Now, five of these were foolish and five were wise. Those who are foolish are the ones who took their lamps, but not oil. The wise are the ones who took oil along with the lamps. And now here they are, and the Groom is delayed. There’s been a change to their plans and now they have to wait longer than they expected. And just like that a weary traveler on the holidays, all 10 of them become drowsy and fell asleep.
How easy it is to fall asleep! The pilgrimage and travel of this life can be exhausting! We get bombarded with the negative over and over again like bad airport continuous news reports. It’s almost just bad, bad, and more bad. It’s depressing, and it’s wearing. School isn’t always filled with the joy of learning. Work isn’t always as fulfilling as one would hope. Conflicts arise in the home. Little by little our energy is drained and our hopes and dreams seem so far off. And through it all there’s Jesus saying, “Stay awake! Watch and pray.” The Bridegroom is on His way.
It’s almost ironic that Jesus speaks this parable on Tuesday of Holy Week. A couple days later, He takes Peter, James, and John to the Garden of Gethsemane right after His last supper. Filled bellies in the disciples, a dark evening, uneasiness over Jesus’ words about an upcoming betrayal and denial, arrest and death. And Jesus tells them, “Sit here, while I go over there and pray.” And when Jesus comes back after about an hour, He finds His disciples asleep! “So, could you not watch with Me one hour? Watch and pray that you may not enter into temptation. Indeed, the spirit is willing but the flesh is weak.” Three times that happened, and then Jesus is arrested, and the disciples scatter.
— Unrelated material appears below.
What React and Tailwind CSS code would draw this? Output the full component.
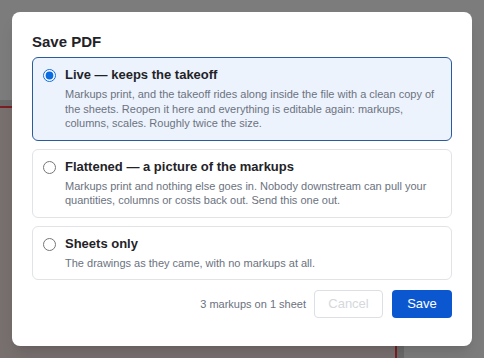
import React, { useState } from 'react';

const options = [
  {
    id: 'live',
    title: 'Live — keeps the takeoff',
    desc: 'Markups print, and the takeoff rides along inside the file with a clean copy of the sheets. Reopen it here and everything is editable again: markups, columns, scales. Roughly twice the size.',
  },
  {
    id: 'flat',
    title: 'Flattened — a picture of the markups',
    desc: 'Markups print and nothing else goes in. Nobody downstream can pull your quantities, columns or costs back out. Send this one out.',
  },
  {
    id: 'sheets',
    title: 'Sheets only',
    desc: 'The drawings as they came, with no markups at all.',
  },
];

export default function App() {
  const [mode, setMode] = useState('live');

  return (
    <div
      className="relative w-[484px] h-[358px] overflow-hidden bg-[#7c7c7c]"
      style={{ fontFamily: '"Liberation Sans", Arial, sans-serif' }}
    >
      {/* page behind the overlay */}
      <div className="absolute left-0 top-[100px] w-[404px] h-[270px] bg-[#6a6a6a]">
        <div className="mt-[6px] w-[397px] h-full border-t-2 border-r-2 border-[#7a1f22] bg-[#786f6f]" />
      </div>

      {/* dialog */}
      <div className="absolute left-[12px] top-[12px] w-[460px] h-[334px] rounded-[8px] bg-white px-[20px] pt-[20px] shadow-lg">
        <h2 className="text-[15px] leading-[20px] font-bold text-[#1f2328]">Save PDF</h2>

        <div className="mt-[5px] flex flex-col gap-[8px]">
          {options.map((o) => {
            const active = mode === o.id;
            return (
              <label
                key={o.id}
                className={
                  'flex items-start gap-[9px] rounded-[6px] border px-[10px] pt-[9px] pb-[9px] cursor-pointer ' +
                  (active ? 'border-[#2a5b9c] bg-[#edf3fd]' : 'border-[#e1e3e7] bg-white')
                }
              >
                <input
                  type="radio"
                  name="mode"
                  checked={active}
                  onChange={() => setMode(o.id)}
                  className="m-0 mt-[2px] w-[13px] h-[13px] shrink-0 accent-[#0b6be0]"
                />
                <div className="min-w-0">
                  <div className="text-[13px] leading-[16px] font-bold text-[#1f2328]">{o.title}</div>
                  <p className="mt-[4px] text-[11px] leading-[14.5px] text-[#6b7280]">{o.desc}</p>
                </div>
              </label>
            );
          })}
        </div>

        <div className="mt-[10px] flex items-center justify-end">
          <span className="text-[11px] text-[#6b7280] mr-[8px]">3 markups on 1 sheet</span>
          <button
            type="button"
            disabled
            className="h-[28px] w-[69px] rounded-[4px] border border-[#dcdfe3] bg-white text-[13px] text-[#d5d8dd]"
          >
            Cancel
          </button>
          <button
            type="button"
            className="ml-[9px] h-[28px] w-[60px] rounded-[4px] bg-[#0b57d0] text-[13px] text-white"
          >
            Save
          </button>
        </div>
      </div>
    </div>
  );
}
Stay awake, watch and pray. Louder than an airport intercom announcing the plane has arrived and it is time to board, the call will come, “Here is the bridegroom, come out to meet him!” Jostled awake, the difference between the foolish and the wise becomes readily apparent. If the lamp itself is faith, given in baptism, that makes one pure and holy as a virgin. The oil is the Means of Grace to fill the faith. In the parable, the foolish have no oil, they have stayed away from the means of grace, even while looking for something to fill them at the end, which by that point is simply too late.
And so they try to take the oil from the wise five. The foolish say the wise, “give us some of your oil.” Our translation says, “Since there will not be enough for us and you, go rather to dealers and buy for yourselves.” This translation is unfortunate though. What it literally says is “Never!” They don’t say no, but never! There is no time, there is no chance. The point is simple, you can’t believe for someone else and you can’t depend on someone else’s faith or preparations to be allowed into the eternal wedding feast. Each needs their own. There is never a case when we can take a person who is in hell and believe for him, as with the rich man and Lazarus, the chasm is too great between here and there and cannot be crossed.
Some don’t make use of their baptism. Some don’t nurture the faith they already had and neglected their position as one of the virgins and didn’t prepare the right way, they took it for granted, or thought there might be time to buy it later. They didn’t believe that Christ the Bridegroom was really coming, or that He was coming anytime soon, and so they were unprepared when it actually matters and run off to try to find some oil.
Where is the oil to be found? Where are the foolish pointed? To the market. To the Church, where oil isn’t bought and sold, but given away for free. Jesus, the Bridegroom, has already paid for it all. Paid by His death, He’s giving it away for free! The problem is by the time the call comes, it’s too late. The market is closed. The foolish can’t buy any oil, they can’t get it any other way except through the means of Word and Sacrament. They can’t go to Church anymore to hear and believe and be forgiven because the end has come. They were giving the oil away, and the foolish wouldn’t take it. And coming back, the door has been shut, no more passengers allowed on board, no late admission, no second chance, only Jesus words, “Truly, I say to you, I do not know you” (Matthew 25:12).
The sad reality is that many who are invited to share in the eternal joy of the Kingdom of heaven who will miss out by failing to have a living faith at the end. They have been given faith, but they neglect meeting together around Christ, they don’t come to church, and think that there is plenty of time to deal with it all later. The point, the warning, in the text is simply: don’t be those foolish virgins. Be diligent, use the faith God has given to you, get the oil of the Word and Sacraments, stay awake. Sleeping through the sermon and/or stumbling through the liturgy in unthinking stupor may be common enough, and sinful enough, but what of the sin of sleeping through life itself? Complacency, lackadaisical Christians are the very antithesis, the exact opposite of the alert disciples Jesus calls for. This is why you’re here, this is how you fight sleepiness, this is how you stay prepared and awake in the faith, so stay in this – in the Word, in the Sacraments, in the declaration that your sins are forgiven for Christ’s sake. Don’t play with sin and think you can get away with it. That is destructive to faith and lures you sleep. You can’t keep your sin secret from God. There may not be a later for you to repentant then, so you better do it now. While you are travelers on this journey of your lives, we are reminded of the need to stay awake and be aware of what is going on so you don’t sleep your lives away and get caught unaware at the midnight hour.
And in this certainty, stay awake! Watch and Pray. Be ready for Christ’s return. He could come today, tomorrow, 10 years from now. Your waiting is not in vain. Your waiting has already been fulfilled on Calvary, is being fulfilled again at the altar, and will be fulfilled again on the Last Day. What are you waiting for? Stay awake! For today is the day of salvation!